I'm contamplating moving back from the US to Europe sometime soon and would
like to get
a car that
1. has permanent AWD
2. Is relatively cheap to operate
So Subaru is out of question (too expensive to maintain where I'm moving to)
and I'm thinking about something along the lines of Audi quattro. Was Audi
80 a good car? Is A3 cheap to operate? Does it have quattro?
I'm pretty ignorant about quattro in the 5-10 y.o. audis. What are good
readings on this?
Is it a symmetrical system like that found on subaru's with a 5SP gearbox?
What is the power distribution between the front and rear axels under normal
Does Audi like Subaru require that all tires are of the same circumference?
That is, could you run different tires on front and rear wheels?
On Wed, 11 Feb 2004 15:53:52 -0800, John Opezdol
All 80, 90, 100, A4 and A6 have Quattro with a centre differensial with
50/50 split forward and rear. Older models have possibilty for locking
central diff. (for low speed use). Recent models have Torsen type centre
diff. This will always distribute a minimum torque to the non slipping
pair of wheels (front or rear). The centre diff. will adjust for
different wear of tyres front and rear. Towing with with the front or rear
end lifted of ground can not be performed over distance without uncoupling
the axle to the rear differencial.
Th A3 have the "Golf" system, i.e FW drive with add on RW drive. Slipping
front wheels will generate torque to the rear wheels. More easy to drive
as the car will always act like a front wheel drive, i.e understeer.

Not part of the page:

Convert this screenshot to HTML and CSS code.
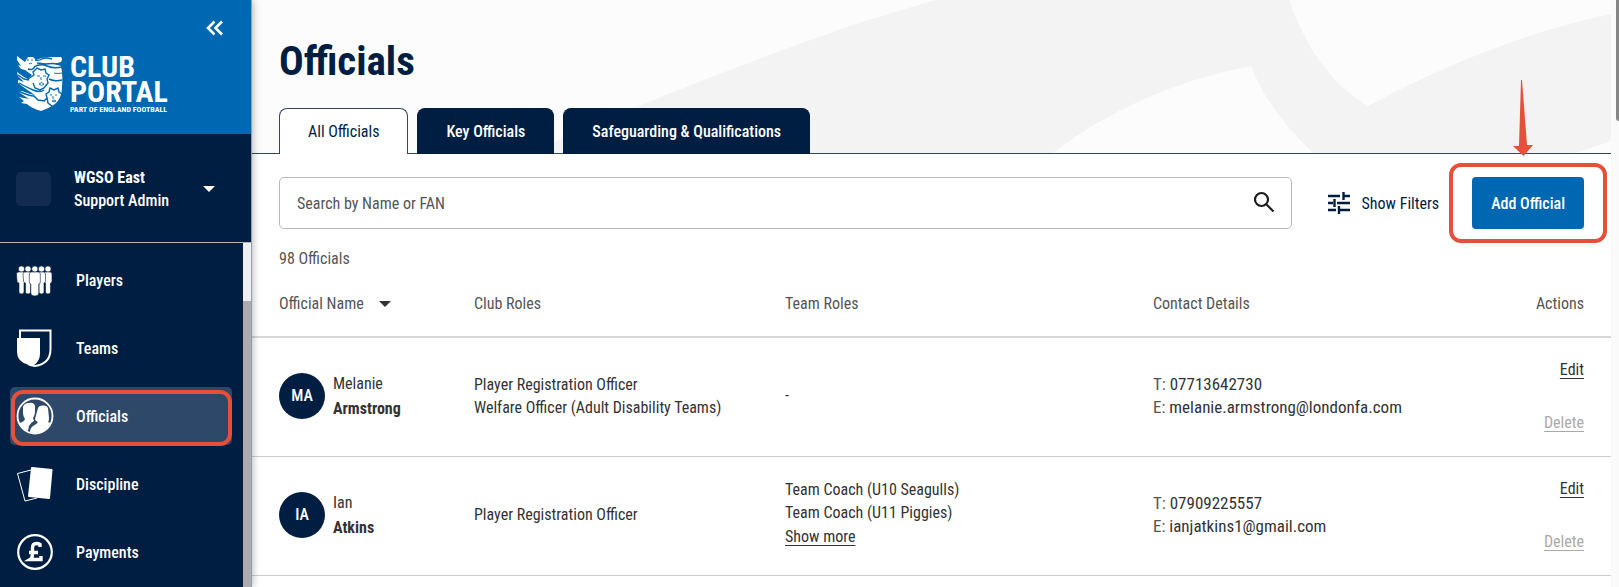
FILE: index.html
```html
<!DOCTYPE html>
<html lang="en">
<head>
  <meta charset="utf-8">
  <title>Club Portal - Officials</title>
  <meta name="viewport" content="width=device-width, initial-scale=1.0">
  <link rel="stylesheet" href="styles.css">
</head>
<body>
  <aside class="sidebar">
    <div class="brand">
      <button class="collapse" aria-label="Collapse menu">
        <svg width="18" height="16" viewBox="0 0 18 16" fill="none" stroke="#fff" stroke-width="2.6"><path d="M8.500 1.500 2 8l6.500 6.500M16 1.500 9.500 8l6.500 6.500"/></svg>
      </button>
      <a class="logo" href="#">
        <svg width="48" height="57" viewBox="0 0 48 57">
          <path fill="#fff" d="M1 1 5 4 9 7 12 2 17 2 20 5 26 3 34 2 45 2Q47 4 45 7L38 9 45 11Q47 20 46 32Q46 43 39 49Q32 54 25 56Q15 53 11 49L5 48 8 46 3 42 8 43 13 44 4 38 2 36 6 36 14 39 19 40 10 34 2 28 2 25 8 27 2 21 1 17 8 22 12 24 16 20 9 15 5 14 2 10 5 11 1 5Z"/>
          <g fill="none" stroke="#0068b3">
            <path stroke-width="1.400" d="M19 5Q23 6 26 4T36 4M21 8 30 9Q35 8 44 9M18 12Q24 8 31 11T46 12M12 24 18 20 17 17 21 13 25 15 29 14 30 18 33 20 31 24 32 28 28 33 24 35 19 33 17 28M33 24Q39 27 46 25M3 28Q10 32 17 35T28 35M2 20 8 24 13 25M2 36Q13 41 18 41L22 45 29 46M28 46 31 43 30 39 33 37 34 33 38 35 42 33 43 37 46 39M12 14Q17 16 19 11M31 43 32 48 36 51"/>
            <path stroke-width=".900" d="M21 21h3M27 21h3M25 22v3M23 29Q26 26 28 29Q26 32 23 29M11 5h2M15 5h2M13 9Q15 7 16 9M34 40h2M39 40h2M37 41v3M36 46Q38 44 40 46Q38 48 36 46M38 18Q42 19 46 18"/>
          </g>
        </svg>
        <span class="logo-text">
          <span>CLUB</span>
          <span>PORTAL</span>
          <small>PART OF ENGLAND FOOTBALL</small>
        </span>
      </a>
    </div>

    <button class="account">
      <span class="badge"></span>
      <span class="who"><strong>WGSO East</strong><span>Support Admin</span></span>
      <svg width="12" height="6" viewBox="0 0 12 6"><path fill="#fff" d="M0 0h12L6 6z"/></svg>
    </button>

    <div class="nav-wrap">
      <nav class="nav">
        <a href="#">
          <svg width="38" height="38" viewBox="0 0 38 38" fill="#fff" stroke="#001e42" stroke-width=".6">
            <g id="man"><circle cx="5.500" cy="8" r="3.100"/><path d="M.5 13q0-2 2-2h5q2 0 2 2v7q0 2-1.500 2v9q0 2-2.500 2t-2.500-2v-9q-2 0-2-2z"/></g>
            <use href="#man" x="26.500"/>
            <use href="#man" x="6.500"/>
            <use href="#man" x="20"/>
            <circle cx="18.800" cy="8" r="3.100"/><path d="M13.300 13q0-2 2-2h7q2 0 2 2v8q0 2-1.500 2v9q0 3-4 3t-4-3v-9q-1.500 0-1.500-2z"/>
          </svg>
          Players
        </a>
        <a href="#">
          <svg width="38" height="38" viewBox="0 0 38 38">
            <path fill="none" stroke="#fff" stroke-width="2" d="M4 9V1.500h30.500V20q0 15-15.500 17-4-.500-7-2"/>
            <path fill="#fff" d="M1 9h23v16q0 7-6 11h-5Q1 33 1 23z"/>
          </svg>
          Teams
        </a>
        <a href="#" class="active">
          <svg width="38" height="38" viewBox="0 0 38 38">
            <circle cx="19" cy="19" r="17.500" fill="none" stroke="#fff" stroke-width="1.800"/>
            <path fill="#fff" d="M7 10q1-4 6-4 5-1 6 3v7q-1 4-2 5l1 3q-4 2-5 5l-1 5Q6 32 3 26q5-1 6-4-2-3-2-6z"/>
            <path fill="#fff" d="M22 11q1-3 5-2.500 4-.500 5 2.500l1 10q0 3-1 4 3 1 2 2-4 9-15 9-3 0-5-1 0-4 3-6 4-2 5-4-3-1-3-3z"/>
          </svg>
          Officials
          <span class="ring"></span>
        </a>
        <a href="#">
          <svg width="38" height="38" viewBox="0 0 38 38">
            <path fill="none" stroke="#fff" d="M15 5 1.500 8.500 9 36l12-3"/>
            <path fill="#fff" d="M16 2l20 2q.5 0 .5 1L34 33q0 1-1 1l-20-2q-1 0-1-1l3-28q0-1 1-1z"/>
          </svg>
          Discipline
        </a>
        <a href="#">
          <svg width="38" height="38" viewBox="0 0 38 38">
            <circle cx="19" cy="19" r="16.800" fill="none" stroke="#fff" stroke-width="2.200"/>
            <path fill="none" stroke="#fff" stroke-width="3.400" d="M24 14v-2.500q-1.500-1-3.500-1-4 0-4 4.500v6q0 4-2.500 5.500h11v-3.500M13 19.500h9"/>
          </svg>
          Payments
        </a>
      </nav>
      <div class="nav-scroll"><span></span></div>
    </div>
  </aside>

  <main class="main">
    <header class="hero">
      <svg class="hero-art" viewBox="252 0 1359 153" preserveAspectRatio="xMaxYMin slice">
        <path fill="#f3f3f3" d="M936 0Q890 13 850 26Q680 85 530 153H1053Q1137 88 1251 66Q1268 110 1313 153H1576L1611 141V14Q1490 40 1368 106Q1315 75 1289 0Z"/>
      </svg>
      <h1>Officials</h1>
      <div class="tabs">
        <button class="tab selected">All Officials</button>
        <button class="tab">Key Officials</button>
        <button class="tab">Safeguarding &amp; Qualifications</button>
      </div>
    </header>

    <div class="toolbar">
      <div class="search">
        <input type="text" aria-label="Search officials" placeholder="Search by Name or FAN">
        <svg width="24" height="24" viewBox="0 0 24 24" fill="none" stroke="#1c1c1c" stroke-width="2.200"><circle cx="9.500" cy="8.500" r="6.500"/><path d="m14.500 13.500 7 7"/></svg>
      </div>
      <button class="filters">
        <svg width="22" height="22" viewBox="0 0 22 22" fill="none" stroke="#001e42" stroke-width="2.400"><path d="M0 4h12M15.500 4H22M15.500 0v8M0 11h5M9 11h13M6.500 7v8M0 18h8M11 18h11M11 14v8"/></svg>
        Show Filters
      </button>
      <div class="add">
        <button class="primary">Add Official</button>
        <span class="ring"></span>
        <svg class="arrow" width="22" height="76" viewBox="0 0 22 76"><path fill="#e64f3a" d="M9 0h1l5 65h6L11.500 76 1 66h6z"/></svg>
      </div>
    </div>

    <p class="count">98 Officials</p>

    <table class="officials">
      <colgroup><col class="c-name"><col class="c-club"><col class="c-team"><col><col class="c-act"></colgroup>
      <thead>
        <tr>
          <th>Official Name <svg width="12" height="6" viewBox="0 0 12 6"><path fill="#333" d="M0 0h12L6 6z"/></svg></th>
          <th>Club Roles</th>
          <th>Team Roles</th>
          <th>Contact Details</th>
          <th class="actions">Actions</th>
        </tr>
      </thead>
      <tbody>
        <tr>
          <td><div class="person"><span class="initials">MA</span><span class="name">Melanie<b>Armstrong</b></span></div></td>
          <td>Player Registration Officer<br>Welfare Officer (Adult Disability Teams)</td>
          <td>-</td>
          <td class="contact"><i>T:</i> 07713642730<br><i>E:</i> melanie.armstrong@londonfa.com</td>
          <td class="actions"><a href="#">Edit</a><a href="#" class="off">Delete</a></td>
        </tr>
        <tr>
          <td><div class="person"><span class="initials">IA</span><span class="name">Ian<b>Atkins</b></span></div></td>
          <td>Player Registration Officer</td>
          <td>Team Coach (U10 Seagulls)<br>Team Coach (U11 Piggies)<br><a href="#" class="more">Show more</a></td>
          <td class="contact"><i>T:</i> 07909225557<br><i>E:</i> ianjatkins1@gmail.com</td>
          <td class="actions"><a href="#">Edit</a><a href="#" class="off">Delete</a></td>
        </tr>
      </tbody>
    </table>
  </main>
  <div class="page-scroll"><span></span></div>
</body>
</html>
```
FILE: styles.css
```css
* { box-sizing: border-box; }
body { display: flex; height: 100vh; margin: 0; overflow: hidden; background: #fff; color: #333; font: 400 16px/23px "Roboto Condensed", Roboto, sans-serif; }
button, input { font: inherit; }
button { padding: 0; border: none; background: none; cursor: pointer; }
svg { flex: none; }

.sidebar { position: relative; z-index: 1; display: flex; flex-direction: column; flex: none; width: 252px; background: #001e42; color: #fff; border-right: 1px solid #8fa0b3; box-shadow: 0 0 8px rgba(0, 0, 0, .35); }
.brand { display: flex; flex-direction: column; height: 134px; padding: 20px 27px 0 16px; background: #0068b3; }
.collapse { align-self: flex-end; height: 16px; line-height: 0; }
.logo { display: flex; gap: 6px; margin-top: 18px; color: #fff; text-decoration: none; }
.logo svg { margin-top: 1px; }
.logo-text { display: flex; flex-direction: column; font-size: 30px; font-weight: 700; line-height: 25px; }
.logo-text small { margin-top: 2px; font-size: 8px; line-height: 8px; white-space: nowrap; }
.account { display: flex; align-items: center; height: 109px; padding: 2px 36px 0 16px; border-bottom: 1px solid #b5b5b5; color: #fff; text-align: left; }
.badge { width: 35px; height: 34px; border-radius: 5px; background: #122c50; }
.who { display: flex; flex: 1; flex-direction: column; margin-left: 23px; font-weight: 500; }
.nav-wrap { display: flex; flex: 1; min-height: 0; }
.nav { display: flex; flex: 1; flex-direction: column; gap: 10px; padding: 8px 11px 0 10px; overflow: hidden; font-weight: 500; }
.nav a { position: relative; display: flex; flex: none; align-items: center; gap: 22px; height: 58px; padding-left: 6px; border-radius: 5px; color: #fff; text-decoration: none; }
.nav .active { background: #2e4869; }
.nav-scroll { width: 8px; padding-top: 58px; background: #efefef; }
.nav-scroll span { display: block; height: 100%; background: #acacac; }

.ring { position: absolute; border: 4px solid #e64f3a; border-radius: 12px; pointer-events: none; }
.nav .ring { inset: 3px 0 -1px 1px; }
.add { position: relative; }
.add .ring { inset: -14px -23px; }
.arrow { position: absolute; bottom: 73px; left: 40px; }

.main { flex: 1; min-width: 0; }
.hero { position: relative; height: 154px; padding: 37px 27px 0; background: #fcfcfc; border-bottom: 1px solid #33475f; }
.hero-art { position: absolute; inset: 0; width: 100%; height: 100%; }
h1 { position: relative; margin: 0 0 23px; color: #001e42; font-size: 41px; font-weight: 700; line-height: 48px; }
.tabs { position: relative; display: flex; gap: 9px; }
.tab { height: 46px; padding: 0 28px; border: 1px solid #001e42; border-bottom: none; border-radius: 8px 8px 0 0; background: #001e42; color: #fff; font-weight: 500; }
.tab.selected { background: #fff; border-color: #33475f; color: #001e42; font-weight: 400; }

.toolbar { display: flex; padding: 23px 27px 0; }
.search { display: flex; flex: 1; align-items: center; height: 52px; padding: 0 15px 0 17px; border: 1px solid #b9b9b9; border-radius: 5px; }
.search input { flex: 1; padding: 0; border: none; outline: none; background: none; }
.search input::placeholder { color: #555; opacity: 1; }
.filters { display: flex; align-items: center; gap: 12px; margin: 0 33px 0 36px; color: #001e42; }
.primary { height: 52px; padding: 0 19px; border-radius: 4px; background: #0068b3; color: #fff; font-weight: 500; }

.count { margin: 18px 27px 0; color: #555; }
.officials { width: 100%; table-layout: fixed; border-collapse: collapse; }
.c-name { width: 222px; }
.c-club { width: 311px; }
.c-team { width: 368px; }
.c-act { width: 100px; }
th, td { padding: 0; text-align: left; }
th { height: 67px; border-bottom: 2px solid #d8d8d8; color: #555; font-weight: 400; }
th svg { margin: 0 0 2px 12px; }
td { height: 119px; padding-bottom: 2px; border-bottom: 1px solid #ccc; }
th:first-child, td:first-child { padding-left: 27px; }
td a { color: #333; text-underline-offset: 3px; }
.more { display: inline-block; margin: 1px 0 3px; }
.person { display: flex; align-items: center; gap: 8px; }
.initials { width: 46px; height: 46px; border-radius: 50%; background: #001e42; color: #fff; font-weight: 500; line-height: 46px; text-align: center; }
.name { display: flex; flex-direction: column; line-height: 25px; }
.contact { font-size: 17px; }
.contact i { color: #555; font-style: normal; }
.actions { padding-right: 27px; text-align: right; }
.actions a { display: block; }
.actions .off { margin-top: 30px; color: #aaa; }

.page-scroll { flex: none; width: 8px; padding-left: 5px; background: #fafafa; }
.page-scroll span { display: block; height: 121px; border-radius: 0 0 0 4px; background: #858585; }
```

Quattro's are described as a bit vague, and can switch from understeer to
oversteer. Not that I would now, as I have never driven other than FW
Audis. Driving on snow or ice, there has ben no need for quattro, neither
in the 80 from 86" or the A6 from 97"
more info can be found at www.audiworld.com
note, remove "-no-spam-" to reply
Ottar said "Quattro's are described as a bit vague, and can switch from
oversteer" - nope! Only had one Quattro, an A6 Avant - fantastic car, and
most certainly not vague in any way. No transition between under/over steer,
all it ever did was go round corners, very fast, like it was on rails.
The only time it misbehaved was when it went sideways having lost grip on a
freshly gravelled road, on a corner. Even then, it just "stepped over", and
came back under control easily and safely.
Superb system - reliable too I understand as it's vastly over-engineered.
Well I *do* know, having driven Quattros for over a decade, both on
track and off. Quattros aren't 'vague', they're wonderfully
*neutral*, at least at higher speeds. They are understeerers at
substantially lower speeds (like when I *really* want some power
oversteer in an autocross). The 'switch' comes over a fairly wide
speed range, so you can be pretty sure what you'll get, depending on
your speed, when you push it near its limits.